Published online by Cambridge University Press: 05 June 2012
In 1989, sitting newly ensconced in his small ground-floor office at Chatham House, the home of the prestigious think-tank the Royal Institute of International Affairs in London, Michael Grubb had a ‘little idea’. This idea was the germ of what would become a vast and continually expanding set of markets which trade, in various ways, the carbon emissions produced by industrial economies and consumer lifestyles. At that point, the Intergovernmental Panel on Climate Change (IPCC) had just started meeting to prepare its first assessment report, and many governments were doing the rounds of international conferences declaring climate change a serious issue that needed a collective response.

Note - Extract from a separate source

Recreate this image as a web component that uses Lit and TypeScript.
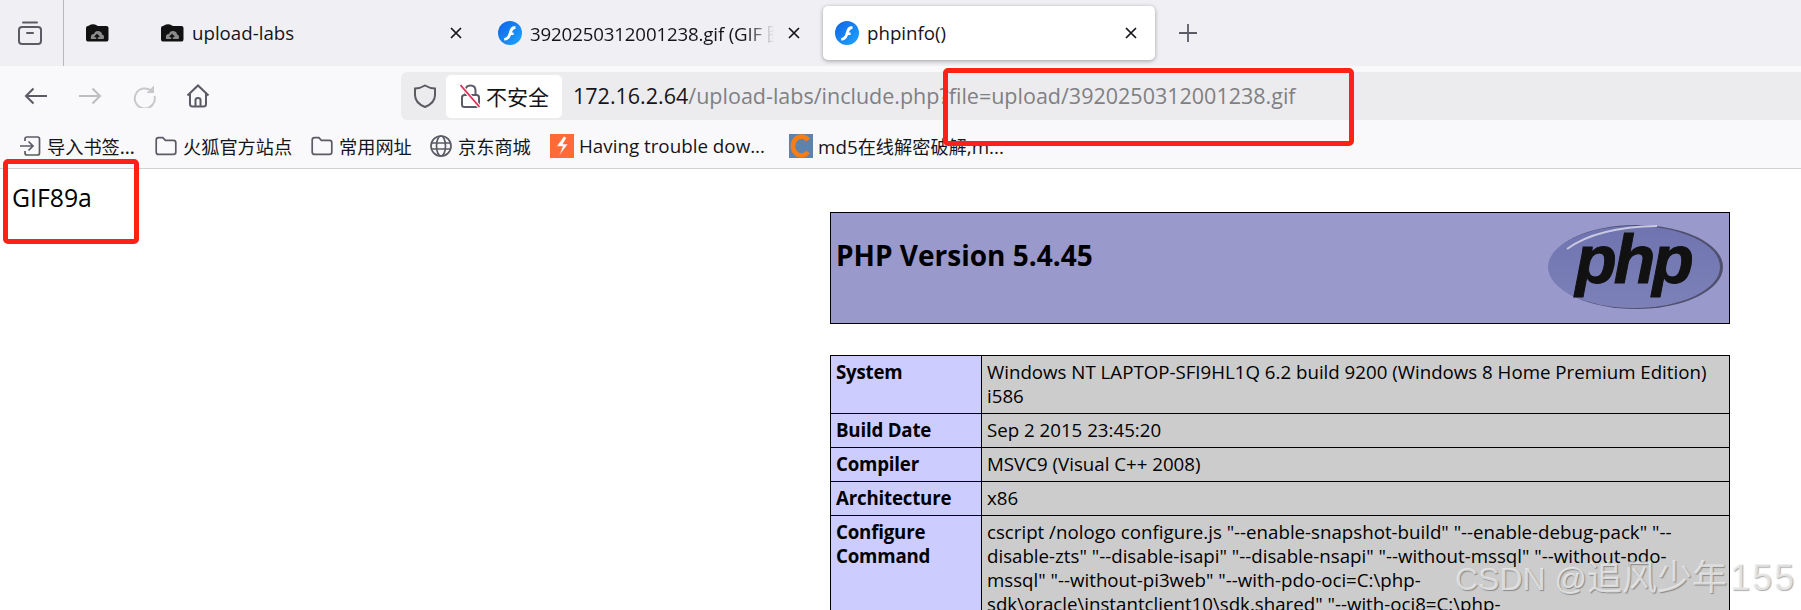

Faced with the prospect of long, drawn-out negotiations between countries to work out how to reduce their collective emissions, Grubb, like other commentators at the time who had started to think about future climate negotiations, foresaw many problems. As we now recognise well, climate change is not like many other environmental issues. At the time, ozone depletion provided the most obvious model given that the Montreal Protocol had just successfully agreed to 50 per cent cuts in chlorofluorocarbons (CFCs), with more stringent cuts on the way. It also built on a general agreement (the Vienna Convention) rather like the Framework Convention that governments were trying to negotiate on climate change, so there were parallels. But unlike ozone depletion, climate change touches more or less every aspect of economic life, and goes to the literal engine of the industrial economy – energy use.